Russia’s economic turmoil that ensued following the SWIFT ban has been manifested in several ways, most notably the steep devaluation of the Russian ruble by about 30 percent. This percentage could have been higher, hadn’t the Central Bank of Russia raised interest rates significantly from 9.5 percent to 20 percent in one day, in an attempt to retain funds in Russia. Further, major brands like Ikea are pulling out of Russia, affecting thousands of workers.

Additionally, numerous steps were taken to prevent the Central Bank of Russia from using its foreign reserves amounting to $630 billion (i.e. €562 billion), simultaneously with banning it from selling securities held by foreigners. It is still difficult for banks in Russia or in any country to carry out their functions without relying on the world’s reserve currency, i.e. the USD, which means possible devaluation of the ruble against the USD as the war continues. Moreover, the United States’ decision to raise the interest rate to control inflation may result in raising the interest rates in banks worldwide and devaluation  of currencies against the dollar in an attempt to retain investments and their prevent their outward to the United States.

As such, the historical multilateral coordination on sanctions caused Russia to end up being economically and financially isolated in an unprecedented way, with more than 30 countries representing more than half of the world’s economy announcing sanctions that place immediate and severe economic costs on Russia, cut off its access to high-tech, and impair its growth potential, let alone weakening its army for years to come. These escalating measures are starting to weigh heavily on the Russian economy as is evidenced by the closure of stock exchange and the queuing of citizens at ATMs. 

Wholesale US Sanctions

In March 2022, President Biden signed an executive order banning the import of Russian oil, liquefied natural gas, and coal, to deny President Putin important economic resources on which the budget depends. The United States made this decision after consulting with its allies worldwide as well as members of Congress from both parties. The United States declared its ability to take this step given its robust domestic energy infrastructure, a stance that it realizes not all of its allies are currently in a position to join.

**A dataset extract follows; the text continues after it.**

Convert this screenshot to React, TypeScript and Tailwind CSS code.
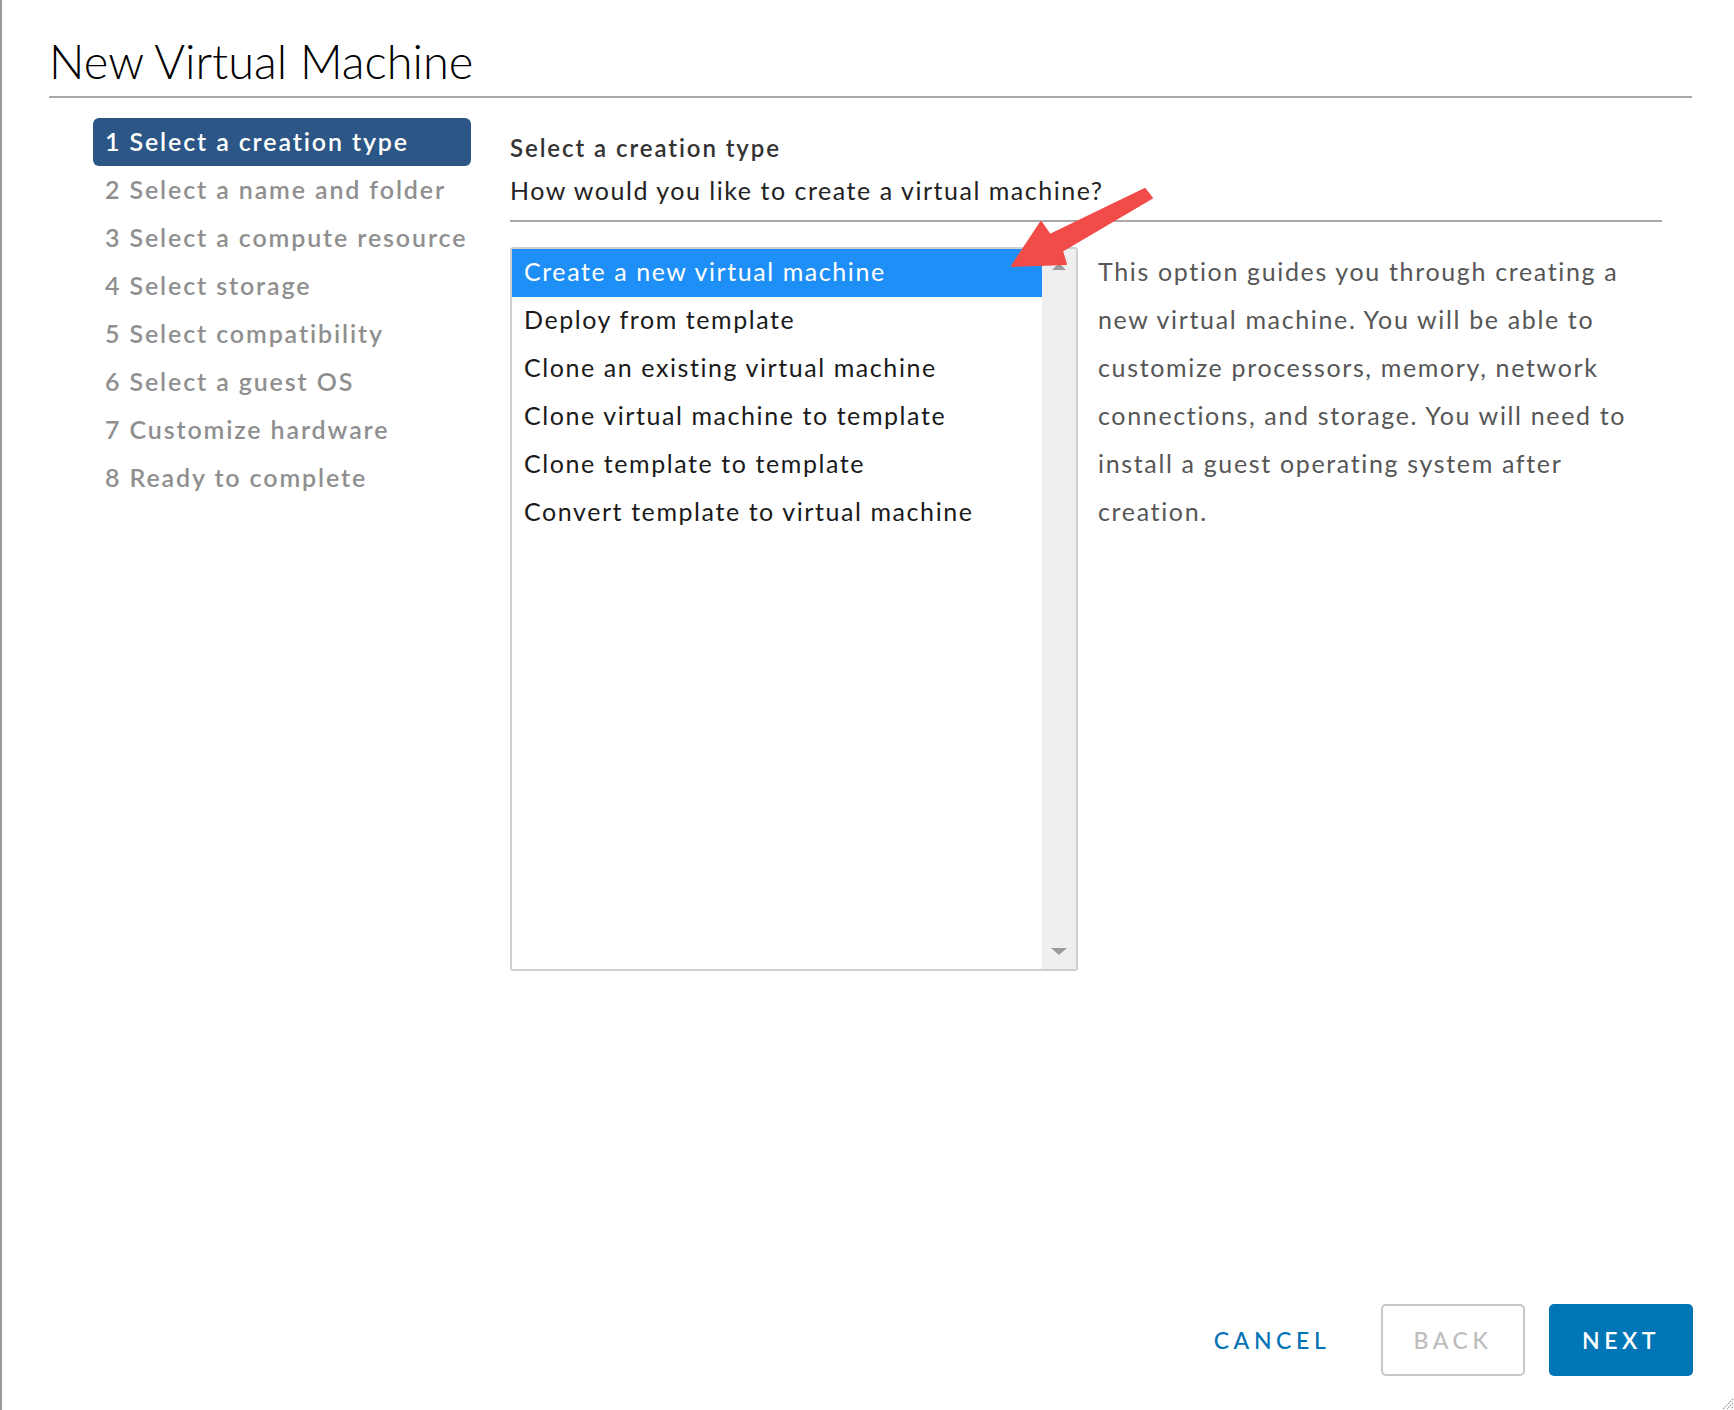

Notably, the United States depends on importing part of its energy resources from various countries, including Russia. In 2021, the United States imported nearly 700,000 barrels of crude oil and refined petroleum products a day from Russia. Thus, the US government believes that this measure will deprive Russia of multibillion-dollars of revenues annually. The ban also encompassed any new US investment in the Russian energy sector, in addition to preventing Americans from financing or enabling foreign companies investing in energy production in Russia.

Global Responses

Given the mounting concerns about Russia’s financial situation, many businesses and international investors have backed away from investing in the country. The Norwegian government had announced that its $1.3 sovereign wealth fund –the world’s largest sovereign wealth fund– will dump its $3 billion Russian investments. British Petroleum (BP) also moved to sever ties with Russian oil company Rosneft, selling 20 percent ​​of its stake in the company. Shell will also end all its linkages with Gazprom. In the same vein, international rating agencies, including Moody and Standard & Poor’s, downgraded Russia’s credit rating. Goldman Sachs also lowered the GDP outlook forecast for Russia this year from 2 percent growth to 7 percent decrease. On the other hand, the Union of European Football Association (UEFA) has terminated the 10-year sponsorship deal with Gazprom, which is worth about €40 million.

Despite this, about 15 percent of Russia’s foreign reserves are in Chinese assets. Russia also has one of the world’s largest gold reserves, around 2,300 tons worth about $142 billion at current prices. However, these reserves are fraught with uncertainty, as selling gold or yuan is not free of complications. Chinese state banks are already blocking funding for Russian oil sales, in anticipation of any potential economic sanctions.

Double-Edged Economic War

For these reasons and more, the set of economic sanctions against Russia are inflicting real damage on the country, notwithstanding their insufficiency to dissuade Moscow from the military option so far. However, the interconnectedness of the global economy means that the affected parties in such a war will be from both camps, with Russia’s isolation from the economic system will reverberate internationally. Indicators of this have already shown up in several sectors in many countries, including the wheat trade, fossil fuel, and tourism sectors. For instance, natural gas prices, not only oil, have risen in most countries of the world, which may lead to several economic difficulties, especially for developing countries that did not take these increases into account in their budgets. If recent increases in oil and gas prices persist, economists predict that high inflation could hit hard households and businesses and lead to an economic slowdown worldwide.

Experts also expect the European market’s supply of natural gas to be negatively affected due to dependence on Russian gas imports and the lack of alternatives available to the EU. Notwithstanding the numerous human casualties and the great losses resulting from devastation and destruction caused by the influential international wars over the recent decades, such as the Gulf War, the War for the Liberation of Bosnia and Herzegovina, and the invasion of Afghanistan, these wars didn’t give rise to anything similar to the global economic tension caused by the current crisis. Perhaps indicators of such economic stress haven’t been experienced since World War II, particularly with expectations of Putin’s refusal to pay his country’s foreign debts given the accelerated pace of  economic sanctions against his country.